1. Tear the amardeen / apricot leather into small pieces and put in a bowl. Cover with boiling water and leave to soak for at least 30 minutes (or until softened, may take longer). *If you can’t get a hold of amardeen, dried apricots are an acceptable substitute, though the flavour wont be as concentrated. Try to avoid the ‘ready to eat’ apricots that most supermarkets sell nowadays, they are partially reconstituted and while perfectly ok to eat they are lacking in the concentrated flavour. Ideally what you want is wizened dried up shrivelled things
2. Once softened, puree until smooth. If necessary push through a sieve
3. Dilute with cold water until it reaches the desired consistency  - you want a thickish juice
4. Stir in the rose water
5. Serve with ice and pine nuts (or pistachios) to decorate

Sunday 6 July 2014

Mahalabiya with amardeen (Middle Eastern milk dessert with dried apricot sauce)

Mahalabiya / malabi / muhalabiyah etc is probably one of my favourite desserts, easy to make and always delicious. I usually make a rose water syrup to go with it, but today I thought I'd try something more refreshing. I'd bought some amardeen (also known as kamardeen, qamardeen, kamar el din, gamar el deen etc etc depending on the transliteration) a fruit leather made of apricot that is popular in the Middle East. It's used in desserts and sweets (particularly Lebanese sweets), and when soaked and pureed it's turned into a refreshing drink, traditionally used to break the fast at Ramadan. If you don't have amardeen, then dried apricots will work almost as well. This recipe makes enough for 4 small portions (or two mahoosive ones!)

Ingredients
For the mahalabiya:
500ml milk
200g sugar
5 tablespoons cornflour
2 tablespoons rose water

For the sauce:
50g amardeen (or a couple of handfuls of dried apricots
Hot water
Orange blossom water (or rose water if you prefer)

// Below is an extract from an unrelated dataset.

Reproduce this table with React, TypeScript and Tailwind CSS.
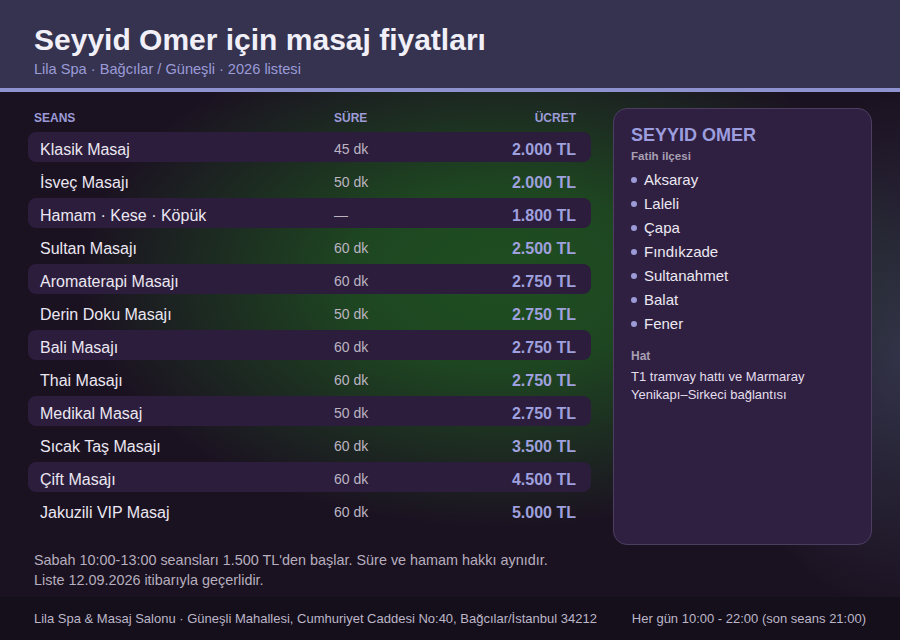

1. Rip the amardeen into small pieces, put in a container and pour over enough boiling water just to cover. Leave for around 30 minutes or until softened and blend. Stir in the orange blossom water and add extra hot water until it has a sauce-like consistency (how runny depends on your personal taste). Leave to cool
2. Add the milk and sugar to a pan and bring to the boil
3. While the milk is heating, mix hot water into the cornflour until you have a smooth paste
4. Once the milk boils pour some into the cornflour mixture and whisk until smooth, then quickly pour this back into the pan with the remainder of the milk
5. Turn the heat down and whisk for around 5 minutes until it has the consistency of custard
6. Take off the heat and stir in the rose water. Pour into serving dishes and cool before refrigerating for a few hours
7. To serve, top with the apricot sauce and a sprinkling of flaked almonds

 

Tuesday 1 July 2014

Date shake

I seem to have gone a bit date crazy recently… In my defence, as my local supermarkets just seem to stock awful 'ready to eat' dates (i.e. reconstituted with nastiness, preservatives, oil and usually tasting of nothing) when I see unadulterated dried dates or beautiful glistening fresh ones I have a tendency to go a bit wild and buy in bulk. Which has resulted in having around 2kg of dates in the cupboard, and a couple of packs of reduced to clear medjool dates that I picked up last night on the way home from work. So I decided I had to do something with them and quick. As it is Ramadan at the moment, and it is traditional to break the fast with dates and a drink, here is a recipe that combines both. 

Ingredients
500ml milk (real, soya, rice or otherwise)
10 dates*
2 tablespoons rose water or orange blossom water
Pinch ground cardamom
Flaked almonds or pistachios to decorate (optional)

1. The first step depends on how squidgy your dates are, if you’ve got some large juicy medjool dates then just whizz them up in a blender. If your dates are of the drier variety then chop them up finely and soak in some freshly boiled water for an hour or so and then puree
2. Pour the milk, date puree, rose water (or orange blossom water) and cardamom into a blender and blend
3. Serve over ice in a tall glass, decorate with some flaked almonds if you so wish and enjoy. Also delicious if made into a smoothie with yoghurt instead of milk, or with a scoop or two of ice cream to thicken things up
, or some oats if you want to have a breakfast smoothie instead. The possibilities are endless...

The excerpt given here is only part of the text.